AIM. Using the material below, work out how many lines contain the word "index". Reply with the number and nothing more.

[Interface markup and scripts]
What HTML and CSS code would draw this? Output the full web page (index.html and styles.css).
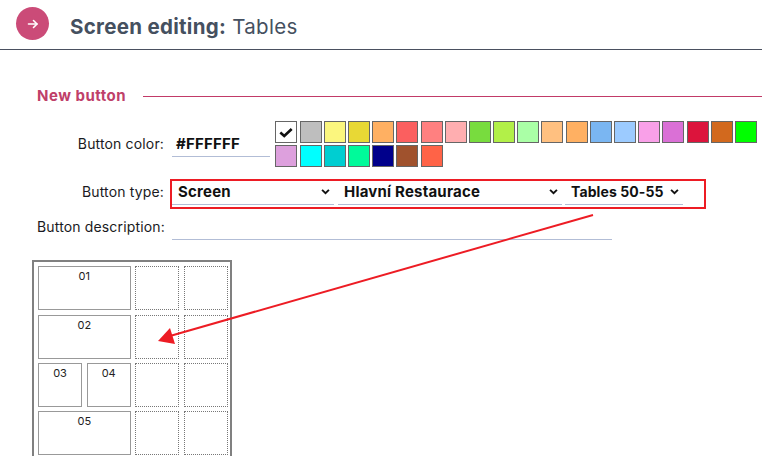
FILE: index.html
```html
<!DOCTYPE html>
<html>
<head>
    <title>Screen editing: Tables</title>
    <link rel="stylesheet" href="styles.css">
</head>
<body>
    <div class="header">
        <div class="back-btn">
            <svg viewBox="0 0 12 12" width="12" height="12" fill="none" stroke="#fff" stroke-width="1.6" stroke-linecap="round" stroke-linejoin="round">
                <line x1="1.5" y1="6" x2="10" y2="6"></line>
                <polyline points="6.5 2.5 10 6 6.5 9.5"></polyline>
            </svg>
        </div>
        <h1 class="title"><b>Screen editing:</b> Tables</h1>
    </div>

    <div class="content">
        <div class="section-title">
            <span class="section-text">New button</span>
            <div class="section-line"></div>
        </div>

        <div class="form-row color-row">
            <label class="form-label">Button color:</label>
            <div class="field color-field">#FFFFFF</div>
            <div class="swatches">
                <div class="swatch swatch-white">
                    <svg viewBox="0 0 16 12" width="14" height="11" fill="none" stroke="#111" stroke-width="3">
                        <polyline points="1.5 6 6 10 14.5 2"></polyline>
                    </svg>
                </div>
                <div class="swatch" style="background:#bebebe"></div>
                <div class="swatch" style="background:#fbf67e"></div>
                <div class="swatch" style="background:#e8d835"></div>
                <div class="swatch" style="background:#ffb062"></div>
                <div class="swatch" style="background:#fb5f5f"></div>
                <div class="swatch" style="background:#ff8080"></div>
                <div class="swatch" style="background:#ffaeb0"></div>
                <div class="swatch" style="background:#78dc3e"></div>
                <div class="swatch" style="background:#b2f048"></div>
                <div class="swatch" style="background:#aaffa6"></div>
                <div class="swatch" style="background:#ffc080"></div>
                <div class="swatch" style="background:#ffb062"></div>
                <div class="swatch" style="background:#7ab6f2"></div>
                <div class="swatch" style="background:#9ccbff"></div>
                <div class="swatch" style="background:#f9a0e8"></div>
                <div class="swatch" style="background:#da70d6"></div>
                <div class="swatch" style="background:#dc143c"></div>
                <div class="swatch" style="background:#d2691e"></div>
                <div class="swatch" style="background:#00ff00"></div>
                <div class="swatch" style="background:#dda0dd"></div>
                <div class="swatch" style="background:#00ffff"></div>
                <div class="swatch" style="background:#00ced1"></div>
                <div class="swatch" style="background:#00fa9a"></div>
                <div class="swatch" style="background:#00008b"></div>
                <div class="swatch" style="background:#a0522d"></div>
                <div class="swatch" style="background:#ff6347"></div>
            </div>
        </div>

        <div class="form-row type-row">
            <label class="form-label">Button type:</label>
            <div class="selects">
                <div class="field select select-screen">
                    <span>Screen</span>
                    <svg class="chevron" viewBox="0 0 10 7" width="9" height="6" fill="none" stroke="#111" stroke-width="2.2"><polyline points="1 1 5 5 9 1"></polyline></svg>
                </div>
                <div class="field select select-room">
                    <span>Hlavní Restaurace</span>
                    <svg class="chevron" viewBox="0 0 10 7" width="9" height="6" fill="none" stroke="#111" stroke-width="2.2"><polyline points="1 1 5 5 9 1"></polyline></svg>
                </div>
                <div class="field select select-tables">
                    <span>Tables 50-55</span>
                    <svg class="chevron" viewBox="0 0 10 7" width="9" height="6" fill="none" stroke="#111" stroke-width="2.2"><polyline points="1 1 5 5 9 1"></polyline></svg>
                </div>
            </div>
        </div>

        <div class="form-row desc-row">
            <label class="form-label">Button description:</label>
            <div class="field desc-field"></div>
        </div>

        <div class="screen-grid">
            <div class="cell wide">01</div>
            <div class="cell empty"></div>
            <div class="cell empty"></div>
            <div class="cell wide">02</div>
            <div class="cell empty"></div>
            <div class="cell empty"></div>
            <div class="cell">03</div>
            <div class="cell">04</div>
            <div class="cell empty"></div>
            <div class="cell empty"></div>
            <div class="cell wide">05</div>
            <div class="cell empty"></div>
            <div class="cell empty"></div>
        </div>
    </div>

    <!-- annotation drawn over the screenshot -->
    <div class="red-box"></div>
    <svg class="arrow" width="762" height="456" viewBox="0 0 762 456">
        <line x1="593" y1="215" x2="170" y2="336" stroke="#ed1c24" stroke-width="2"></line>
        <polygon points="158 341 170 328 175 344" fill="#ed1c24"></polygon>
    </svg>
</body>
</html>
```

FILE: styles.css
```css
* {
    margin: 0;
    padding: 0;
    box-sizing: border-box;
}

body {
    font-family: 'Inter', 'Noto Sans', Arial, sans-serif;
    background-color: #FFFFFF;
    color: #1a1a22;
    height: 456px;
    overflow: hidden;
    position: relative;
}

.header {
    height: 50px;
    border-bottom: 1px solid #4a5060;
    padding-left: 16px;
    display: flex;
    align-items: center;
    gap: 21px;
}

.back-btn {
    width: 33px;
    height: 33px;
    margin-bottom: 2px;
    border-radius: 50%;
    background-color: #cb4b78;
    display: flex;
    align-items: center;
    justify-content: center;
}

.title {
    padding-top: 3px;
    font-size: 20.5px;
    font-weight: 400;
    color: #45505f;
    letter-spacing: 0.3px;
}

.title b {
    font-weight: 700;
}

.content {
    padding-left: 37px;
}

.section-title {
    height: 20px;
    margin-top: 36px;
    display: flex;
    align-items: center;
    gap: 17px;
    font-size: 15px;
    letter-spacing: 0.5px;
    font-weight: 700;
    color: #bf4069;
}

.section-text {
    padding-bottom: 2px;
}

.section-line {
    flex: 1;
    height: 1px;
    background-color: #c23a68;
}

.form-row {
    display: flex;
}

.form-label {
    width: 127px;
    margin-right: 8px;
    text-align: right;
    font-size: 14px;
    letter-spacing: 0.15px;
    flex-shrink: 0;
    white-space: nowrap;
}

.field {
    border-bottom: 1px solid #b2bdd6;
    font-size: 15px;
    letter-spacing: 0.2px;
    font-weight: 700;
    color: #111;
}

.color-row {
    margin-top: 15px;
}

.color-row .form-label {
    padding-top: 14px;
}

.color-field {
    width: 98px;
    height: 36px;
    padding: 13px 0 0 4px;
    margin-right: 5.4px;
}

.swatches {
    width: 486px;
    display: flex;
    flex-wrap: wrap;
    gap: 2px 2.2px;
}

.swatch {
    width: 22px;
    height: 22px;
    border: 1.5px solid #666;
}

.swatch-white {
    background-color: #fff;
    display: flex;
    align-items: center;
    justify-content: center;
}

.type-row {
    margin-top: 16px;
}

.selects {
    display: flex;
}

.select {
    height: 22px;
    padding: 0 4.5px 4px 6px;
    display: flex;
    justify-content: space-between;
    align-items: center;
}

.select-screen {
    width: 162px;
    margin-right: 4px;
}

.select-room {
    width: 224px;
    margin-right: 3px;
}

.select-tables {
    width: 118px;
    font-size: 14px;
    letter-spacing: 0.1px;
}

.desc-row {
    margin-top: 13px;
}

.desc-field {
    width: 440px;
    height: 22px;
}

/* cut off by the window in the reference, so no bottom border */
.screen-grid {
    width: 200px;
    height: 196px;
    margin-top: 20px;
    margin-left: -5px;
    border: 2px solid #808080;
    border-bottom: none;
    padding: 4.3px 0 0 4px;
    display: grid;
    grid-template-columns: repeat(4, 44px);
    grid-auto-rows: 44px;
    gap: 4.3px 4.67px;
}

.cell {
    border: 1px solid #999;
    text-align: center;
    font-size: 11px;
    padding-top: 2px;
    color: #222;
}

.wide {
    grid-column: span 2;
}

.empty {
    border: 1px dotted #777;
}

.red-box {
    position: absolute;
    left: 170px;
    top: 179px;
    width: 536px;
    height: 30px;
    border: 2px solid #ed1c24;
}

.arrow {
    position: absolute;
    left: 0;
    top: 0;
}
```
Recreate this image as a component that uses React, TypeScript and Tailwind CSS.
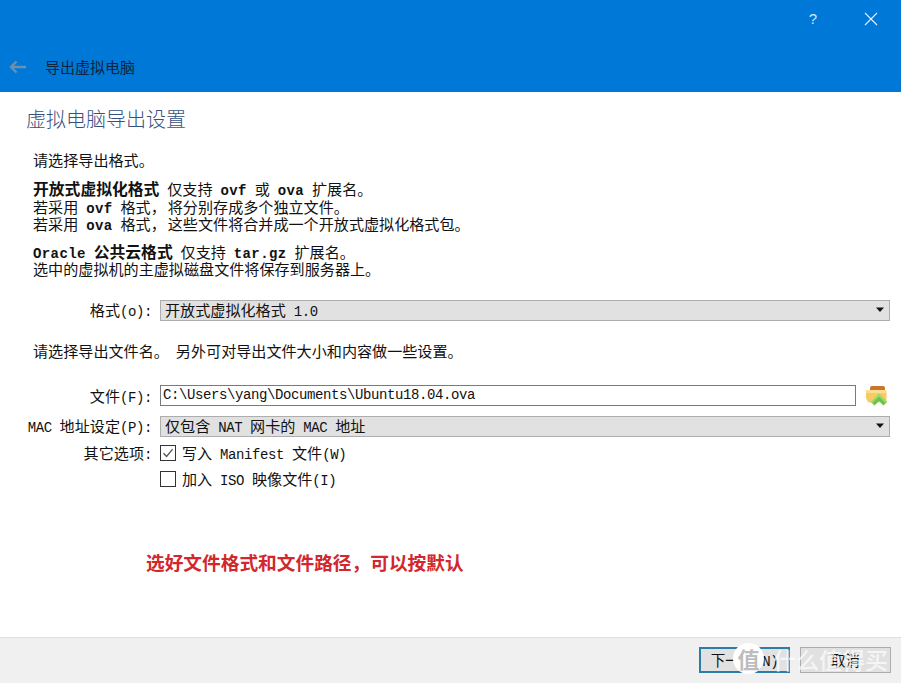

SOLUTION TO THE EXERCISE. 2